Data Modeling, Quantile/Quartile Functions, Confidence Intervals, Introductory Statistics Reform

Emanuel Parzen
Texas A&M University

  History of statistics is alive to me as I fondly recall my
interaction with Eric Lehmann since receiving my Ph.D. in Berkeley
in 1953. The 2003 Economics Nobel Prize (awarded for fundamental
research in statistical time series analysis) reminds me of my
joking complaint to diverse applied researchers: "why do you call
it theory if I know it and applied research when you practice
it?" I have continued to learn a lot about Quantiles and
Nonparametric Data Modeling since my 1979 JASA paper. New methods
have been developed (that some applied researchers consider a
gold mine). Quantile data modeling is not practiced by most
statisticians who are limited to sample median Q2, interquartile
range IQR, and Q-Q probability plots. To estimate and test a
parameter µ one starts with the natural estimator µ^; we define a
statistic T(µ,µ^), an increasing function of µ and with distribution
(when µ is true parameter) equal to distribution of a random
variable T (usually Normal(0,1), Student, or inverse average chi-square).

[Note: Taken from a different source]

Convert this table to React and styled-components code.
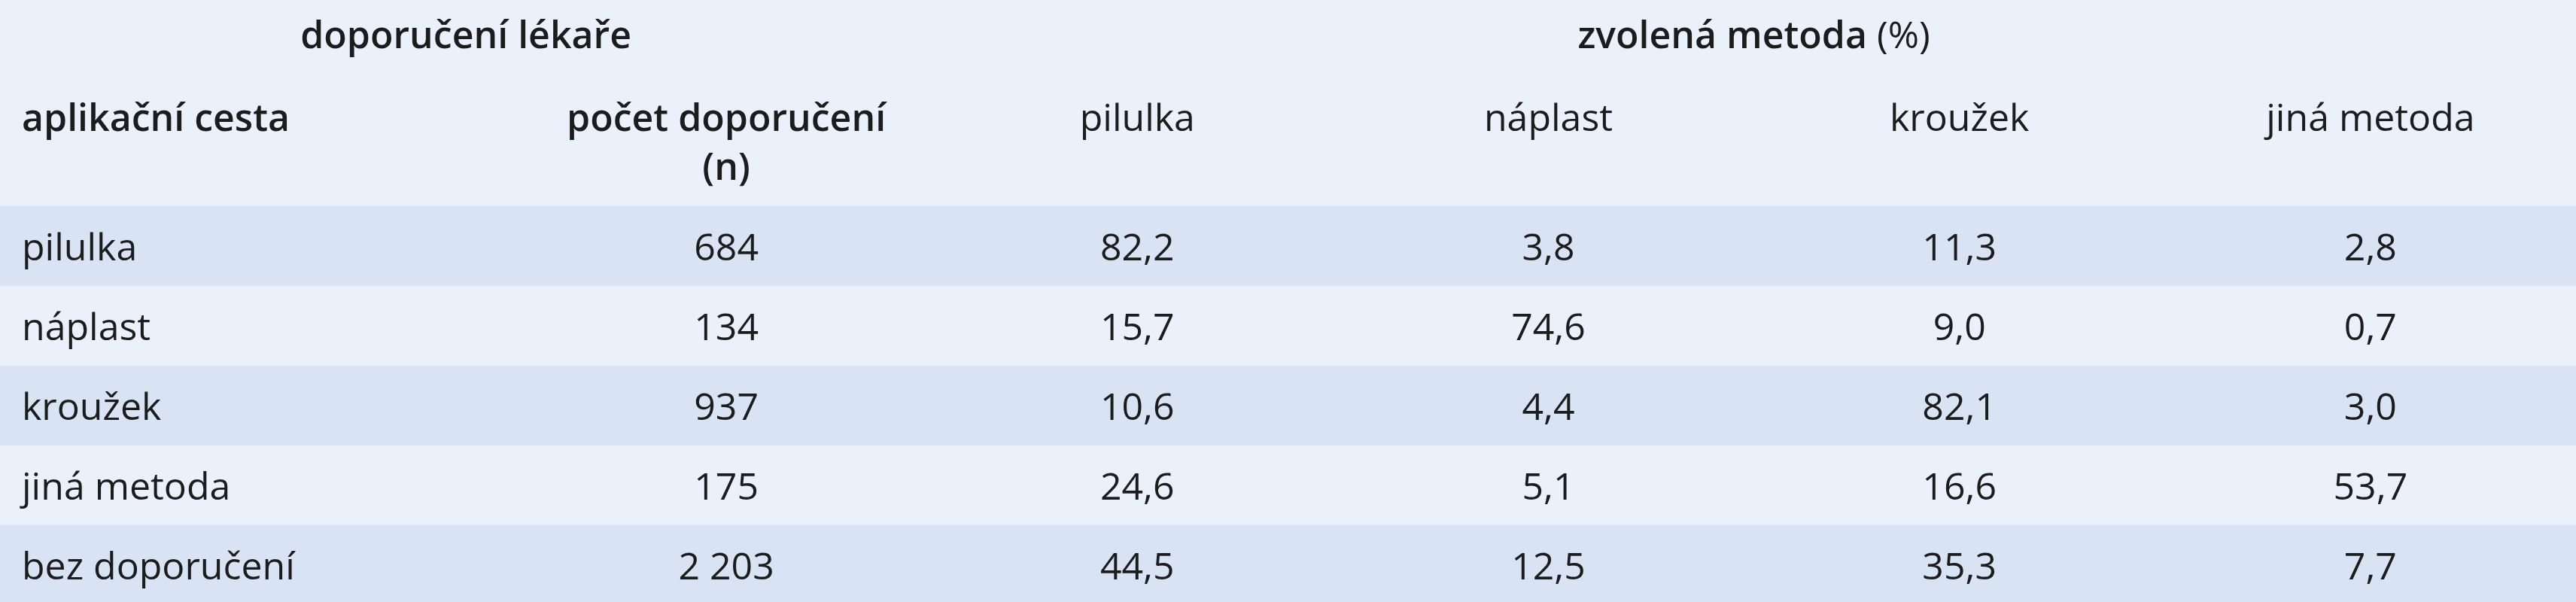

To test H_0: µ=µ_0 one computes or bounds P-value(µ_0)=F_T(observed T(µ_0,µ^));
it is a distribution function of µ_0 (whose probability density one
could derive). Define its inverse µ^(u) by Q_T(u)=T(µ^(u),µ^); µ^(u),
called the parameter with P-value u, is a quantile function which has
a pseudo-Bayesian interpretation as the conditional quantile of µ
given the data. The conventional confidence level 1-a confidence interval
can be shown to be  µ^(a/2)<µ<µ^(1-(a/2)). A table of µ^(u) for many
conventional statistical problems (for u, 1-u=.05,.025,.01,.005) can teach
introductory statistics in less words and closer to the frontier of
modern statistical thinking (including quantile based Bayesian credible
intervals and bootstrap). For random variable X with quantile Q(u) define
(and plot on same graph with exponential and normal) informative q
uantile/quartile function Q/Q(u)=(Q(u)-midquartile)/2 IQR.
Talk could also discuss confidence Q-Q plots, conditional quantile,
comparison distribution, mid-distribution, and definition of sample
quantiles, linear rank statistics, and sample variance.